Notre pays n’est pas en reste, puisque les concentrations urbaines ont supplanté la vie rurale, avec tous les méfaits que cela entraine, et que nos importations doublent tous les cinq à six ans. Nous importons presque tout, particulièrement notre nourriture, mais ce n’est pas pour autant que nous vivons mieux, que nous sommes plus satisfaits ou en meilleure santé.
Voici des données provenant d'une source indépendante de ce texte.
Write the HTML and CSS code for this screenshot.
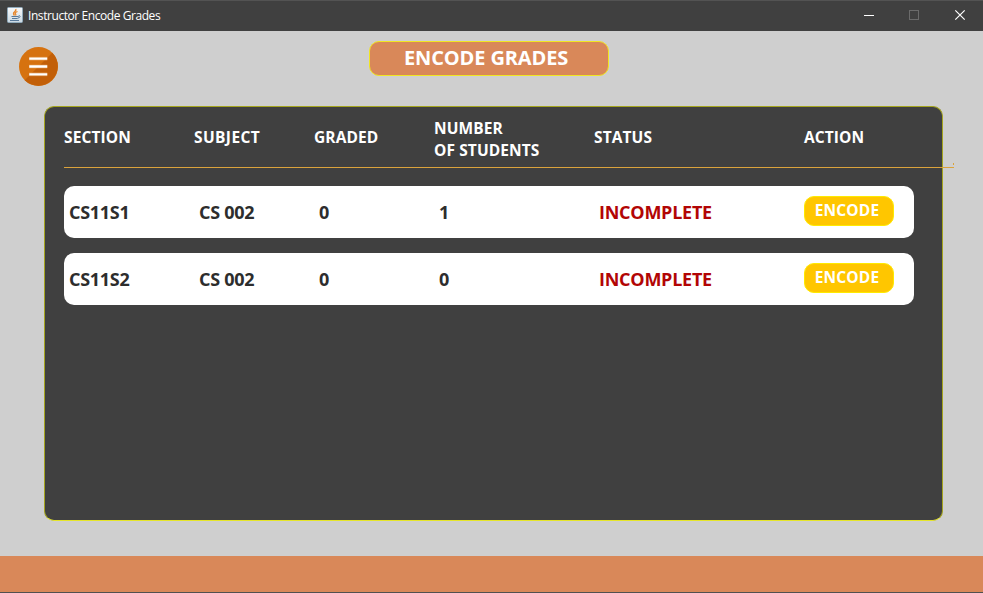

Bien au contraire, nous sommes entrain de copier le mode de vie occidental, avec la mode du fast-food, qui nous pousse à consommer toujours plus, pour convoiter encore plus, alors que nos hôpitaux n’ont jamais été aussi débordés.
Les gens se rendent de plus en plus compte que la vie loin des grandes villes est bien meilleure, au point de regretter la quiétude et la saveur d’antan, où tout était imprégné de cette « baraka fil kalil » (ce mot veut justement dire qu’on se suffisait de peu).
Le mois sacré de Ramadhan est l’occasion de prendre du recul, surtout en ses dix derniers jours, pour réfléchir sur notre propre vie, ré-orienter sur notre mode de consommation. Il nous invite non seulement à éviter le gaspillage, mais à aller vers un mode de vie plus sain, plus sobre, et plus salutaire pour vivre la sobriété heureuse, telle que la vivaient nos ancêtres.
 

de Karim Rahal, Universitaire agroécologiste

 
 
 

2 thoughts on “Ramadhan, réflexion sur la sobriété heureuse

  1. Quand la philosophie de Pierre Rabhi rencontre l’islam, c’est juste la perfection, le modèle à suivre. Pour vu que les algériens et tous les musulmans en prennent conscience avant qu’il ne soit trop tard. Faire marche arrière et quitter le confort matériel est très difficile une fois qu’on s’y habitue. Restez dans les campagnes pour ceux qui y sont et retournons y pour ceux qui n’y sont plus, car les villes sont vraiment maléfiques, ensorcellent ceux qui les habitent. Un jardin potager, des arbres fruitiers et quelques animaux sont la clé du bonheur et les garants de la liberté de chacun, car ne dépendant de personne pour se nourrir. As Salam 3alaykoum wa rahmatoullahi wa barakatouh.